We might look at Open Source Software for answers. OSS often involves a community of software developers diligently contributing to a piece of software that is open to anyone and that can be copied and changed by anyone (with certain restrictions, depending on the license). Many of the rights one could hold over the software have essentially been released. But, what if this project was initially created by an employee, whose company — while releasing the software as open source — holds rights over the branding (the name, the logo etc.). This may seem trivial, but it isn’t. The brand is the thing that’s known by users of the software as well as those dedicating their spare time to maintaining it. As a result, those who hold the brand often enjoy greater control over the direction the project takes. So how we keep this corporation (that may have its own agenda) from controlling the project? The community of developers could of course decide to jump ship, copy the project and start over under a different name. This, however, takes time and resources. Instead, to avoid capture of the branding, many projects elect to have these assets held by a foundation (or a trust) that is established for the purpose of keeping the project under communal control.

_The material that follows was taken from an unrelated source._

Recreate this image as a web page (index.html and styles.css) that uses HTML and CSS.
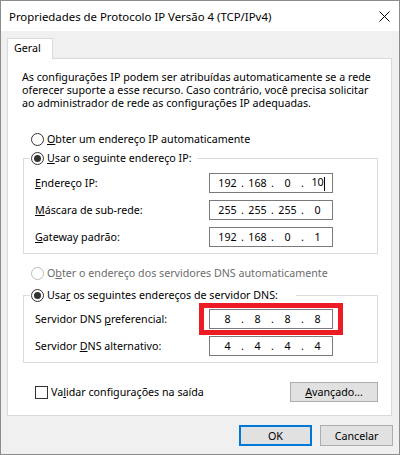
FILE: index.html
```html
<!DOCTYPE html>
<html lang="pt">
<head>
    <meta charset="UTF-8">
    <title>Propriedades de Protocolo IP Versão 4 (TCP/IPv4)</title>
    <link rel="stylesheet" href="styles.css">
</head>
<body>
<div class="window">
    <div class="titlebar">
        <span class="title">Propriedades de Protocolo IP Versão 4 (TCP/IPv4)</span>
        <svg class="close" width="11" height="11" viewBox="0 0 11 11"><path d="M0.5 0.5L10.5 10.5M10.5 0.5L0.5 10.5" stroke="#000" stroke-width="1"/></svg>
    </div>
    <div class="content">
        <div class="tab">Geral</div>
        <div class="panel">
            <p class="intro">As configurações IP podem ser atribuídas automaticamente se a rede<br>oferecer suporte a esse recurso. Caso contrário, você precisa solicitar<br>ao administrador de rede as configurações IP adequadas.</p>
            <div class="option opt-ip"><span class="radio"></span><span class="text"><u>O</u>bter um endereço IP automaticamente</span></div>
            <fieldset class="group group-ip">
                <legend class="leg-ip"><span class="radio on"></span><span class="text"><u>U</u>sar o seguinte endereço IP:</span></legend>
                <div class="row">
                    <span class="label"><u>E</u>ndereço IP:</span>
                    <div class="ipbox"><span class="seg">192</span><span class="dot">.</span><span class="seg">168</span><span class="dot">.</span><span class="seg">0</span><span class="dot">.</span><span class="seg">10<i class="caret"></i></span></div>
                </div>
                <div class="row">
                    <span class="label"><u>M</u>áscara de sub-rede:</span>
                    <div class="ipbox"><span class="seg">255</span><span class="dot">.</span><span class="seg">255</span><span class="dot">.</span><span class="seg">255</span><span class="dot">.</span><span class="seg">0</span></div>
                </div>
                <div class="row">
                    <span class="label"><u>G</u>ateway padrão:</span>
                    <div class="ipbox"><span class="seg">192</span><span class="dot">.</span><span class="seg">168</span><span class="dot">.</span><span class="seg">0</span><span class="dot">.</span><span class="seg">1</span></div>
                </div>
            </fieldset>
            <div class="option opt-dns disabled"><span class="radio"></span><span class="text">O<u>b</u>ter o endereço dos servidores DNS automaticamente</span></div>
            <fieldset class="group group-dns">
                <legend class="leg-dns"><span class="radio on"></span><span class="text">Usa<u>r</u> os seguintes endereços de servidor DNS:</span></legend>
                <div class="row">
                    <span class="label">Servidor DNS <u>p</u>referencial:</span>
                    <div class="ipbox marked"><span class="seg">8</span><span class="dot">.</span><span class="seg">8</span><span class="dot">.</span><span class="seg">8</span><span class="dot">.</span><span class="seg">8</span></div>
                </div>
                <div class="row">
                    <span class="label">Servidor <u>D</u>NS alternativo:</span>
                    <div class="ipbox"><span class="seg">4</span><span class="dot">.</span><span class="seg">4</span><span class="dot">.</span><span class="seg">4</span><span class="dot">.</span><span class="seg">4</span></div>
                </div>
            </fieldset>
            <div class="bottom">
                <div class="check"><span class="box"></span><span class="text">Va<u>l</u>idar configurações na saída</span></div>
                <div class="btn adv"><span><u>A</u>vançado...</span></div>
            </div>
        </div>
        <div class="buttons">
            <div class="btn ok">OK</div>
            <div class="btn">Cancelar</div>
        </div>
    </div>
</div>
</body>
</html>
```

FILE: styles.css
```css
*{
    margin:0;
    padding:0;
    box-sizing:border-box;
}
body{
    font-family:"Noto Sans","Liberation Sans",sans-serif;
    font-size:10.7px;
    color:#000;
    background:#fff;
}
u{
    text-decoration:underline;
    text-underline-offset:1px;
}
.text{
    white-space:nowrap;
}
.window{
    width:400px;
    height:455px;
    border:1px solid #8c8c8c;
    display:flex;
    flex-direction:column;
    background:#f0f0f0;
}
.titlebar{
    height:30px;
    background:#fff;
    display:flex;
    align-items:center;
    justify-content:space-between;
    padding:0 9px 0 8px;
}
.title{
    font-size:11.4px;
}
.close{
    display:block;
}
.content{
    flex:1;
    padding:7px 7px 0 6px;
}
/* tab */
.tab{
    width:46px;
    height:21px;
    margin-bottom:-1px;
    position:relative;
    background:#fff;
    border:1px solid #d9d9d9;
    border-bottom:none;
    padding-left:6px;
    line-height:19px;
}
.panel{
    height:358px;
    background:#fff;
    border:1px solid #d9d9d9;
}
.intro{
    margin:12px 0 0 14px;
    line-height:13px;
    white-space:nowrap;
}
/* radio */
.option{
    height:16px;
    display:flex;
    align-items:center;
    padding-left:23px;
}
.opt-ip{
    margin-top:21px;
}
.opt-dns{
    margin-top:11px;
}
.disabled{
    color:#6d6d6d;
}
.radio{
    width:13px;
    height:13px;
    border:1px solid #333;
    border-radius:50%;
    background:#fff;
    margin-right:3px;
    display:flex;
    align-items:center;
    justify-content:center;
    flex-shrink:0;
}
.disabled .radio{
    border-color:#bcbcbc;
}
.radio.on::after{
    content:"";
    width:7px;
    height:7px;
    border-radius:50%;
    background:#333;
}
/* group box */
.group{
    margin-left:15px;
    width:355px;
    border:1px solid #dcdcdc;
    padding:7px 0 6px 6px;
}
.group-ip{
    margin-top:3px;
}
.group-dns{
    margin-top:6px;
    padding-top:6px;
}
.group legend{
    height:16px;
    display:flex;
    align-items:center;
    padding-left:1px;
}
.leg-ip{
    padding-right:5px;
}
.leg-dns{
    padding-right:18px;
}
.row{
    height:20px;
    display:flex;
    align-items:center;
    margin-left:5px;
}
.row+.row{
    margin-top:7px;
}
.label{
    width:174px;
    white-space:nowrap;
}
.ipbox{
    width:124px;
    height:20px;
    border:1px solid #7a7a7a;
    display:flex;
    align-items:center;
    padding-left:5px;
    position:relative;
}
.seg{
    width:25px;
    text-align:center;
}
.dot{
    width:5px;
    text-align:center;
}
.caret{
    display:inline-block;
    width:1px;
    height:14px;
    margin-right:-1px;
    background:#000;
    vertical-align:middle;
}
.marked::after{
    content:"";
    position:absolute;
    left:-11px;
    right:-11px;
    top:-7px;
    bottom:-7px;
    border:5px solid #ed1c24;
}
/* bottom */
.bottom{
    margin:19px 0 0 27px;
    width:343px;
    height:20px;
    display:flex;
    align-items:center;
    justify-content:space-between;
}
.check{
    display:flex;
    align-items:center;
}
.box{
    width:13px;
    height:13px;
    border:1px solid #333;
    background:#fff;
    margin-right:3px;
}
.btn{
    width:73px;
    height:21px;
    background:#e1e1e1;
    border:1px solid #adadad;
    display:flex;
    align-items:center;
    justify-content:center;
}
.adv{
    width:88px;
    height:20px;
}
.ok{
    border:2px solid #0078d7;
}
.buttons{
    display:flex;
    justify-content:flex-end;
    gap:8px;
    margin:9px -1px 0 0;
}
```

We could imagine something similar for data, where rather than the data rights forming the asset under trust, it is the brand of the commons itself that is controlled by the trust, perhaps alongside other non-data assets that are relevant to the functioning of the data commons. It would allow the commons to establish and preserve a reputation for ‘good governance’ (essentially building up social credit) and allow others to make their data available to it. Of course, this is an imperfect solution as it does not legally protect the thing we care about most: the data.

Concluding remarks

One, I have here approached data trusts as a way to preserve the aims and ambitions set by data commons. This perspective differs from the one where we set up a data trust to act as intermediaries with the aim to preserve the privacy rights of the individual. Both perspectives are valuable, but may equally result in slightly different approaches to governance under a data trust.

Secondly, we might ask when something can be called a data trust. Is a data trust, by definition a trust that holds data rights? Or do we also include more hybrid forms?